Author Guidelines

This guide is made so that the author is able to make corrections to his article before it is sent for review by reviewers and editors. The author at least needs to make sure the following items have been met.


Corresponding Author’s Contact Details:
• E-mail address
• Full postal address

Uploaded manuscripts must already contains:
• Manuscripts are sent in .doc/.docx format and NOT in .pdf format.
• The number of pages does not exceed 15 (20 for review articles) including pictures and tables.
• Contains all the sub-chapters that need to be included (Introduction, Experimental Method, Result and Discussion, Conclusion, Acknowledgment and References).
• There is an abstract accompanied by keywords.
• All figures and tables meet existing requirements and formats.
• All citations in the text are already in the bibliography and are linked by links.
• Manuscripts have been checked using the 'spell checker' and 'grammar checker’.

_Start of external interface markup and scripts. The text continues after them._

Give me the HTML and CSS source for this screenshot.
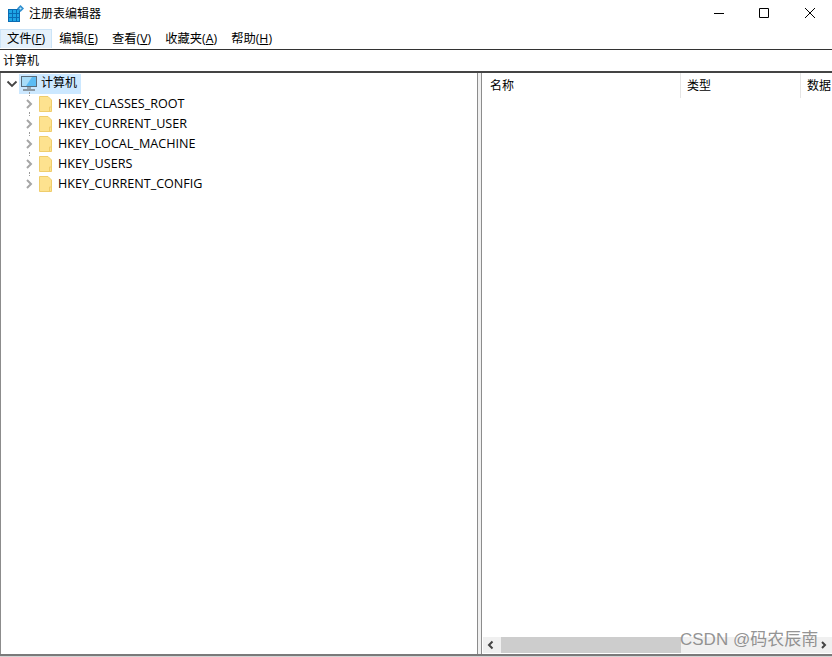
FILE: index.html
```html
<!DOCTYPE html>
<html lang="zh-CN">
<head>
  <meta charset="UTF-8">
  <title>注册表编辑器</title>
  <link rel="stylesheet" href="styles.css">
</head>
<body>
  <div class="window">
    <div class="titlebar">
      <svg class="app-icon" width="16" height="17" viewBox="0 0 16 17">
        <path fill="#0a6cb4" d="M0 4h12v13H0z"/>
        <path fill="#1ea6e6" d="M1 5h3v3H1zM5 5h3v3H5zM9 5h2v3H9zM1 9h3v3H1zM5 9h3v3H5zM9 9h2v3H9zM1 13h3v3H1zM5 13h3v3H5zM9 13h2v3H9z"/>
        <path fill="#2f8fd0" d="M12.500 0L16 3.500 12.500 7 9 3.500z"/>
        <path fill="#bfe6f8" d="M12.500 2.200l1.300 1.300-1.300 1.300-1.300-1.300z"/>
      </svg>
      <span class="title-text">注册表编辑器</span>
      <div class="win-buttons">
        <svg class="win-btn" width="46" height="26" viewBox="0 0 46 26"><path d="M18 13.500h10" stroke="#000" fill="none"/></svg>
        <svg class="win-btn" width="46" height="26" viewBox="0 0 46 26"><path d="M18.500 8.500h9v9h-9z" stroke="#000" fill="none"/></svg>
        <svg class="win-btn" width="46" height="26" viewBox="0 0 46 26"><path d="M18 8l10 10M28 8L18 18" stroke="#000" fill="none"/></svg>
      </div>
    </div>

    <div class="menubar">
      <div class="menu-item active">文件(<u>F</u>)</div>
      <div class="menu-item">编辑(<u>E</u>)</div>
      <div class="menu-item">查看(<u>V</u>)</div>
      <div class="menu-item">收藏夹(<u>A</u>)</div>
      <div class="menu-item">帮助(<u>H</u>)</div>
    </div>

    <div class="address">计算机</div>

    <div class="panes">
      <div class="tree">
        <div class="tree-row root">
          <svg class="arrow" width="12" height="12" viewBox="0 0 12 12"><path d="M1.500 3.500L6 8l4.500-4.500" stroke="#444" stroke-width="1.800" fill="none"/></svg>
          <div class="root-select">
            <svg class="pc-icon" width="18" height="16" viewBox="0 0 18 16">
              <path fill="#5a6c7c" d="M1 0h16v11H1z"/>
              <path fill="#5cbcf4" d="M2 1h14v9H2z"/>
              <path fill="#a8dcf8" d="M2 1h10L6 10H2z"/>
              <path fill="#9aa6b0" d="M7 11h4v2H7z"/>
              <path fill="#8c98a2" d="M3 13h12v2H3z"/>
            </svg>
            <span class="root-label">计算机</span>
          </div>
        </div>
        <div class="tree-row key">
          <svg class="arrow" width="12" height="12" viewBox="0 0 12 12"><path d="M3 2l4 4-4 4" stroke="#a6a6a6" stroke-width="2" fill="none"/></svg>
          <svg class="folder" width="13" height="16" viewBox="0 0 13 16"><path d="M.5.500h8.500l3.500 3.500v11.500H.5z" fill="#fde28f" stroke="#efcd6c"/><path d="M10.500 15.500V11h2" stroke="#efcd6c" fill="none"/></svg>
          <span class="key-label">HKEY_CLASSES_ROOT</span>
        </div>
        <div class="tree-row key">
          <svg class="arrow" width="12" height="12" viewBox="0 0 12 12"><path d="M3 2l4 4-4 4" stroke="#a6a6a6" stroke-width="2" fill="none"/></svg>
          <svg class="folder" width="13" height="16" viewBox="0 0 13 16"><path d="M.5.500h8.500l3.500 3.500v11.500H.5z" fill="#fde28f" stroke="#efcd6c"/><path d="M10.500 15.500V11h2" stroke="#efcd6c" fill="none"/></svg>
          <span class="key-label">HKEY_CURRENT_USER</span>
        </div>
        <div class="tree-row key">
          <svg class="arrow" width="12" height="12" viewBox="0 0 12 12"><path d="M3 2l4 4-4 4" stroke="#a6a6a6" stroke-width="2" fill="none"/></svg>
          <svg class="folder" width="13" height="16" viewBox="0 0 13 16"><path d="M.5.500h8.500l3.500 3.500v11.500H.5z" fill="#fde28f" stroke="#efcd6c"/><path d="M10.500 15.500V11h2" stroke="#efcd6c" fill="none"/></svg>
          <span class="key-label">HKEY_LOCAL_MACHINE</span>
        </div>
        <div class="tree-row key">
          <svg class="arrow" width="12" height="12" viewBox="0 0 12 12"><path d="M3 2l4 4-4 4" stroke="#a6a6a6" stroke-width="2" fill="none"/></svg>
          <svg class="folder" width="13" height="16" viewBox="0 0 13 16"><path d="M.5.500h8.500l3.500 3.500v11.500H.5z" fill="#fde28f" stroke="#efcd6c"/><path d="M10.500 15.500V11h2" stroke="#efcd6c" fill="none"/></svg>
          <span class="key-label">HKEY_USERS</span>
        </div>
        <div class="tree-row key">
          <svg class="arrow" width="12" height="12" viewBox="0 0 12 12"><path d="M3 2l4 4-4 4" stroke="#a6a6a6" stroke-width="2" fill="none"/></svg>
          <svg class="folder" width="13" height="16" viewBox="0 0 13 16"><path d="M.5.500h8.500l3.500 3.500v11.500H.5z" fill="#fde28f" stroke="#efcd6c"/><path d="M10.500 15.500V11h2" stroke="#efcd6c" fill="none"/></svg>
          <span class="key-label">HKEY_CURRENT_CONFIG</span>
        </div>
      </div>

      <div class="splitter"></div>

      <div class="list">
        <div class="list-header">
          <div class="col col-name">名称</div>
          <div class="col col-type">类型</div>
          <div class="col col-data">数据</div>
        </div>
        <div class="list-body"></div>
        <div class="hscroll">
          <svg class="scroll-arrow left" width="18" height="16" viewBox="0 0 18 16"><path d="M9.500 4.500L6 8l3.500 3.500" stroke="#444" stroke-width="2" fill="none"/></svg>
          <div class="scroll-track"><div class="scroll-thumb"></div></div>
          <svg class="scroll-arrow" width="17" height="16" viewBox="0 0 17 16"><path d="M7 5l3 3-3 3" stroke="#444" stroke-width="2" fill="none"/></svg>
        </div>
      </div>
    </div>
  </div>
  <div class="watermark">CSDN @码农辰南</div>
</body>
</html>
```

FILE: styles.css
```css
* {
  box-sizing: border-box;
}
html, body {
  height: 100%;
}
body {
  margin: 0;
  background-color: #d4d4d4;
  color: black;
  font-family: "Open Sans", "Noto Sans CJK SC", sans-serif;
  font-size: 12px;
  overflow: hidden;
}
.window {
  display: flex;
  flex-direction: column;
  height: 656px;
  background-color: white;
  border-bottom: 2px solid #7a7a7a;
}
.titlebar {
  display: flex;
  align-items: flex-start;
  height: 29px;
  flex: none;
  padding-left: 8px;
}
.app-icon {
  margin: 5px 5px 0 0;
}
.title-text {
  line-height: 27px;
}
.win-buttons {
  display: flex;
  margin-left: auto;
  margin-right: -1px;
}
.win-btn:first-child {
  margin-right: -1px;
}
.menubar {
  display: flex;
  height: 21px;
  flex: none;
  border-bottom: 1px solid #333;
  font-size: 12.3px;
}
.menu-item {
  padding: 0 7px;
  line-height: 20px;
  white-space: nowrap;
}
.menu-item.active {
  background-color: #e5f1fb;
  border: 1px solid #cce4f7;
  border-bottom: 0;
  padding: 0 6px;
  height: 19px;
  line-height: 18px;
}
.address {
  height: 23px;
  flex: none;
  padding-left: 3px;
  line-height: 21px;
  border-bottom: 2px solid #444;
}
.panes {
  display: flex;
  flex: 1;
  min-height: 0;
}
.tree {
  width: 477px;
  flex: none;
  padding-top: 1px;
  border-left: 1px solid #8c8c8c;
}
.tree-row {
  display: flex;
  align-items: center;
  height: 20px;
}
.tree-row.root {
  padding-left: 5px;
}
.tree-row.root .arrow {
  margin-right: 1px;
}
.root-select {
  display: flex;
  align-items: center;
  height: 20px;
  padding-left: 1px;
  background-color: #cce8ff;
}
.root-label {
  padding: 0 4px 2px 3px;
  line-height: 18px;
}
.tree-row.key {
  position: relative;
  padding-left: 23px;
  font-size: 12.600px;
}
.key-label {
  padding-bottom: 2px;
}
.tree-row.key .arrow {
  margin-right: 3px;
}
.tree-row.key::before {
  content: "";
  position: absolute;
  left: 28px;
  top: -2px;
  height: 4px;
  border-left: 1px dotted #999;
}
.folder {
  margin-right: 6px;
}
.splitter {
  width: 5px;
  flex: none;
  background-color: #f0f0f0;
  border-left: 1px solid #8c8c8c;
  border-right: 1px solid #8c8c8c;
}
.list {
  display: flex;
  flex-direction: column;
  flex: 1;
  min-width: 0;
  padding-left: 1px;
  padding-bottom: 1px;
}
.list-header {
  display: flex;
  height: 25px;
  flex: none;
  overflow: hidden;
}
.col {
  padding-left: 6px;
  line-height: 25px;
  border-right: 1px solid #e5e5e5;
  flex: none;
}
.col-name {
  width: 198px;
  padding-left: 7px;
}
.col-type {
  width: 120px;
}
.col-data {
  width: 120px;
}
.list-body {
  flex: 1;
}
.hscroll {
  display: flex;
  height: 16px;
  flex: none;
  background-color: #f0f0f0;
}
.scroll-track {
  flex: 1;
}
.scroll-thumb {
  width: 180px;
  height: 100%;
  background-color: #cdcdcd;
}
.watermark {
  position: absolute;
  top: 625px;
  left: 680px;
  font-family: "Liberation Sans", "Noto Sans CJK SC", sans-serif;
  font-size: 17px;
  color: rgba(120, 120, 120, 0.8);
  white-space: nowrap;
}
```
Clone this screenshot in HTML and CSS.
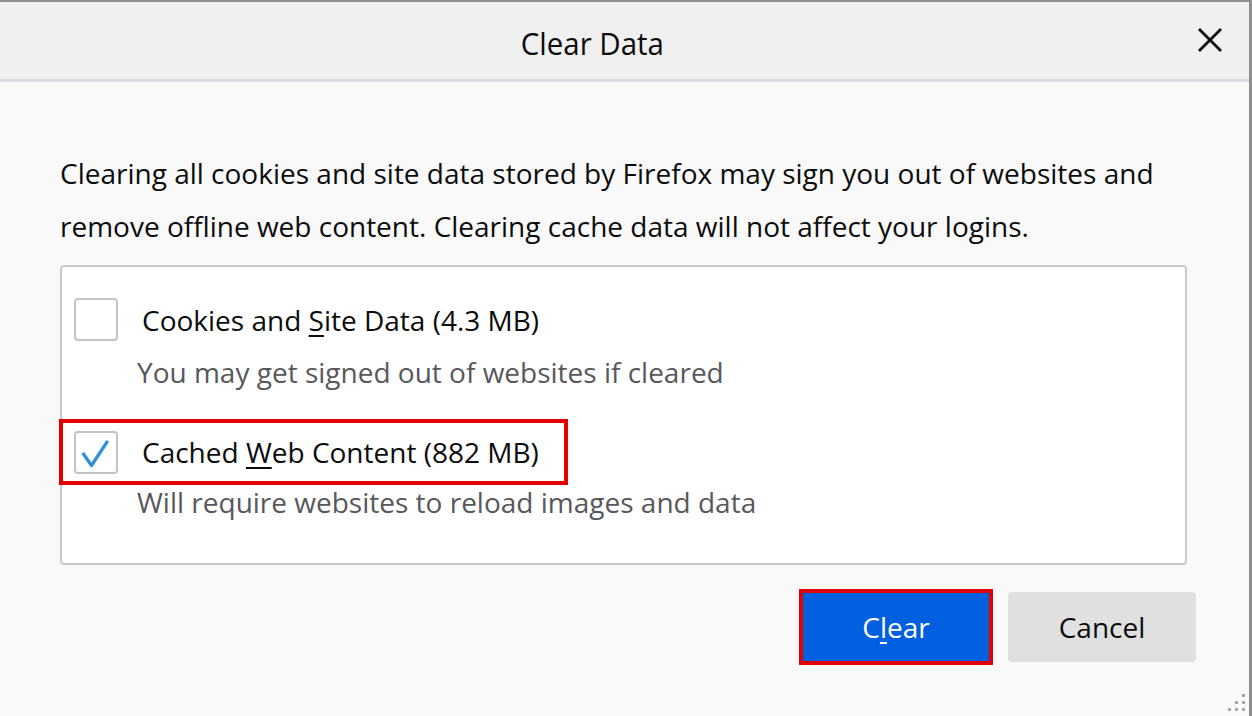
FILE: index.html
```html
<!DOCTYPE html>
<html lang="en">
<head>
<meta charset="utf-8">
<title>Clear Data</title>
<link rel="stylesheet" href="styles.css">
</head>
<body>
<div class="window">
  <header class="titlebar">
    <h1 class="title"><span class="title-text">Clear Data</span></h1>
    <button class="close" aria-label="Close">
      <svg width="24" height="24" viewBox="0 0 24 24"><path d="M2 2 L22 22 M22 2 L2 22" stroke="#0c0c0d" stroke-width="2.8" fill="none" stroke-linecap="square"/></svg>
    </button>
  </header>
  <main class="content">
    <p class="intro">Clearing all cookies and site data stored by Firefox may sign you out of websites and remove offline web content. Clearing cache data will not affect your logins.</p>
    <section class="options">
      <div class="option">
        <span class="checkbox"></span>
        <span class="label">Cookies and <u>S</u>ite Data (4.3 MB)</span>
      </div>
      <div class="desc">You may get signed out of websites if cleared</div>
      <div class="option highlight">
        <span class="checkbox checked">
          <svg width="44" height="43" viewBox="0 0 44 43"><path d="M9.5 23 L17.5 34.5 L33 11" stroke="#2f8fd8" stroke-width="3.2" fill="none" stroke-linecap="round" stroke-linejoin="round"/></svg>
        </span>
        <span class="label">Cached <u>W</u>eb Content (882 MB)</span>
      </div>
      <div class="desc desc-2">Will require websites to reload images and data</div>
    </section>
    <div class="buttons">
      <button class="btn primary">C<u>l</u>ear</button>
      <button class="btn">Cancel</button>
    </div>
  </main>
  <div class="grip">
    <span></span><span></span><span></span><span></span><span></span><span></span>
  </div>
</div>
</body>
</html>
```
FILE: styles.css
```css
* { box-sizing: border-box; }
html, body { margin: 0; padding: 0; }
body {
  width: 1252px;
  height: 716px;
  overflow: hidden;
  background: #f9f9f9;
  font-family: "Open Sans", "Noto Sans", sans-serif;
  color: #0c0c0d;
}
.window {
  position: relative;
  width: 1252px;
  height: 716px;
  border-top: 2px solid #8e8e8e;
  border-right: 3px solid #8e8e8e;
  background: #f9f9f9;
  display: flex;
  flex-direction: column;
}
.titlebar {
  height: 80px;
  flex: none;
  background: #f0f0f0;
  border-bottom: 3px solid #dcdce0;
  display: flex;
  align-items: center;
  padding-right: 27px;
}
.title {
  flex: 1;
  margin: 0 14px 0 0;
  text-align: center;
  font-weight: 400;
  font-size: 31px;
  padding-top: 4px;
}
.title-text {
  display: inline-block;
  transform: scaleX(0.95);
}
.close {
  width: 24px;
  height: 24px;
  padding: 0;
  border: 0;
  background: transparent;
  display: flex;
  margin-top: -1px;
}
.content {
  flex: 1;
  padding: 0 62px 0 60px;
  display: flex;
  flex-direction: column;
}
.intro {
  margin: 65px 0 0;
  font-size: 28px;
  line-height: 53px;
}
.options {
  margin-top: 12px;
  height: 300px;
  background: #fff;
  border: 2px solid #c9c9c9;
  border-radius: 4px;
  padding: 31px 12px 0 12px;
  display: flex;
  flex-direction: column;
  align-items: flex-start;
}
.option {
  display: flex;
  align-items: center;
  gap: 24px;
  font-size: 28px;
}
.checkbox {
  width: 44px;
  height: 43px;
  flex: none;
  border: 2px solid #c4c4c4;
  border-radius: 4px;
  background: #fff;
  display: flex;
  align-items: center;
  justify-content: center;
  position: relative;
}
.checkbox svg { position: absolute; left: -2px; top: -2px; }
.label { line-height: 36px; }
.label u { text-decoration-thickness: 2px; text-underline-offset: 4px; }
.desc {
  margin: 13px 0 0 63px;
  font-size: 28px;
  line-height: 36px;
  color: #58585c;
}
.highlight {
  margin-top: 29px;
  margin-left: -15px;
  height: 66px;
  border: 4px solid #e20000;
  padding: 0 25px 0 11px;
}
.desc-2 { margin-top: -1px; }
.buttons {
  margin-top: 27px;
  margin-right: -9px;
  display: flex;
  justify-content: flex-end;
  gap: 18px;
}
.btn {
  width: 188px;
  height: 70px;
  border: 0;
  border-radius: 4px;
  background: #e0e0e1;
  color: #0c0c0d;
  font-family: inherit;
  font-size: 28px;
  padding: 0;
}
.btn.primary {
  background: #0060df;
  color: #fff;
  border-radius: 0;
  outline: 4px solid #e20000;
  outline-offset: -1px;
}
.btn u { text-decoration-thickness: 2px; text-underline-offset: 4px; }
.grip {
  position: absolute;
  right: 3px;
  bottom: 4px;
  width: 18px;
  height: 18px;
  display: grid;
  grid-template-columns: repeat(3, 3px);
  grid-template-rows: repeat(3, 3px);
  gap: 4px;
}
.grip span {
  background: #a0a0a0;
  border-radius: 1px;
}
.grip span:nth-child(1) { grid-column: 3; grid-row: 1; }
.grip span:nth-child(2) { grid-column: 2; grid-row: 2; }
.grip span:nth-child(3) { grid-column: 3; grid-row: 2; }
.grip span:nth-child(4) { grid-column: 1; grid-row: 3; }
.grip span:nth-child(5) { grid-column: 2; grid-row: 3; }
.grip span:nth-child(6) { grid-column: 3; grid-row: 3; }
```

Before submitting an article, the author needs to re-check the following things:

Ethics in publishing
Before continuing Authors are advised to check The Ethics In Publishing, for example as provided by Elsevier BV.

Declaration of competing interest
Corresponding Author on behalf of all authors it is necessary to disclose any financial sources and finances and personal relationships with other persons or organizations that may improperly influence (bias) their work. Examples of potential conflicts of interest include employment, consulting, share ownership, honoraria, paid expert testimony, patent applications/registrations, and grants or other funding.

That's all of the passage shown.